I’ll be ‘salt’ to these needy people in the opera world, I told myself. But that didn’t happen. I was away from family – both my wife and children and my Christian family, sometimes for a stretch of eleven months. Instead of being a testimony to my colleagues I adopted their lifestyle – even became a leader. My living in sin broke Marie’s heart and was fast breaking up our marriage. And I was also having problems with our children. I found that “a person cannot know the Light of the world and live in the darkness of the world and be happy.”

In 1977, I sang the title role in the Opera, “Faust”. Jerome Hines, the man I had made my debut with in the Metropolitan Opera also sang in “Faust". And it was to Jerome that I said, “I need to talk...”

I went home determined to fix up my life. I knew the mechanical things to do: begin reading the Word again, start fellowshipping with Christians, mend my marriage and solve the problems with my children – stop sinning! I tried and fell flat on my face. My endeavors resulted in a three week depression so deep that I didn’t even want to live. In that state, I did something that was beyond my power. I called out to God, “You take it all – my life, my voice, my career.” I had no assurance doing that would give me back the love and respect of my wife and children. But I didn’t bargain with God – I just gave everything to Him.

That evening the Lord spoke to me. No writing on the wall or thunder from Heaven, but I knew it was God speaking. He impressed on me to go back to my first love – singing Gospel songs. And still I had the audacity to argue with Him. “Lord, how can I do that? When singing gospel, sometimes I’d get $25, sometimes $100, sometimes a handshake and a thank-you. I have five children and a wife to support. And besides, I have no church contacts. No one knows that years ago....” The Lord was silent. He wasn’t impressed with my arguments. He had spoken!

The following Monday, a man from California phoned. “I read in the San Francisco Examiner that you used to do Gospel concerts....” Apologetically, he added, “Do you think you could come to California and sing a gospel concert?”

I must have raised six inches out of my chair!

That week, five people called asking me to do Gospel concerts. But more miraculously than that, the Lord showed Himself as the Healer of depression, broken hearts and broken relationships. He put our marriage back together beautifully.

Today Marie travels with me in this faith ministry of presenting the Lord Jesus in song. Since we have no guarantee of salary, it’s exciting to look into the future and say, “There’s no way, absolutely no way whatsoever, we can meet our bills and eat too.” Yet the Lord Jesus is on our side and has never failed us.
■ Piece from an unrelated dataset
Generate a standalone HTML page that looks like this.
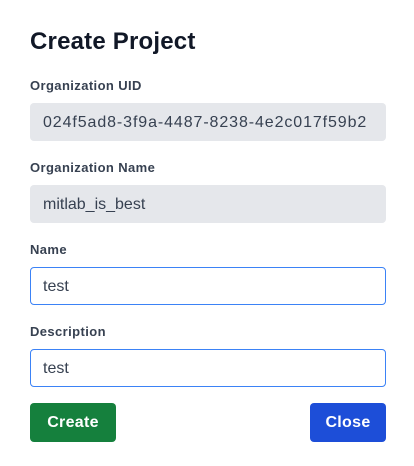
<html><head><style>
body{margin:0;width:414px;height:466px;background:#fff;font-family:"Liberation Sans",sans-serif;position:relative;overflow:hidden}
h1{position:absolute;left:30px;top:28px;margin:0;font-size:24px;font-weight:bold;color:#111827;letter-spacing:0.2px}
.l{position:absolute;left:30px;font-size:13px;font-weight:bold;color:#374151;letter-spacing:0.4px}
.i{position:absolute;left:30px;width:356px;height:38px;box-sizing:border-box;border-radius:4px;font-size:16px;color:#374151;padding-left:13px;line-height:40px}
.g{background:#e5e7eb}
.w{border:1px solid #3b82f6;line-height:38px;padding-left:12px;background:#fff}
.b{position:absolute;top:403px;height:39px;border-radius:4px;color:#fff;font-weight:bold;font-size:16px;text-align:center;line-height:39px;letter-spacing:0.3px}
</style></head><body>
<h1>Create Project</h1>
<div class="l" style="top:78px">Organization UID</div>
<div class="i g" style="top:103px;letter-spacing:0.9px">024f5ad8-3f9a-4487-8238-4e2c017f59b2</div>
<div class="l" style="top:160px">Organization Name</div>
<div class="i g" style="top:185px">mitlab_is_best</div>
<div class="l" style="top:242px">Name</div>
<div class="i w" style="top:267px">test</div>
<div class="l" style="top:324px">Description</div>
<div class="i w" style="top:349px">test</div>
<div class="b" style="left:30px;width:86px;background:#15803d">Create</div>
<div class="b" style="left:310px;width:76px;background:#1d4ed8">Close</div>
</body></html>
As we’re getting older, at times the wear and tear of going out weekends is a bit tough. Sometimes I think, If only we did normal things, we’d make more money and have more time to ourselves. But the concerts have become more than just a singing ministry. People are blessed, some are saved, some are even healed. This makes me know I can’t quit. Singing for the God of the universe is far more exciting than it ever was singing for the god of this puny little world.


I now realize that just as Romans 8:28 says, the Lord has used all that happened in my life to allow me to minister with music in a special way. Before going through the opera experience, people would say to me, “You have such a beautiful voice” – now they come with tears in their eyes and tell me that God touched their life through my singing and sharing. I consider that the highest compliment anyone can receive.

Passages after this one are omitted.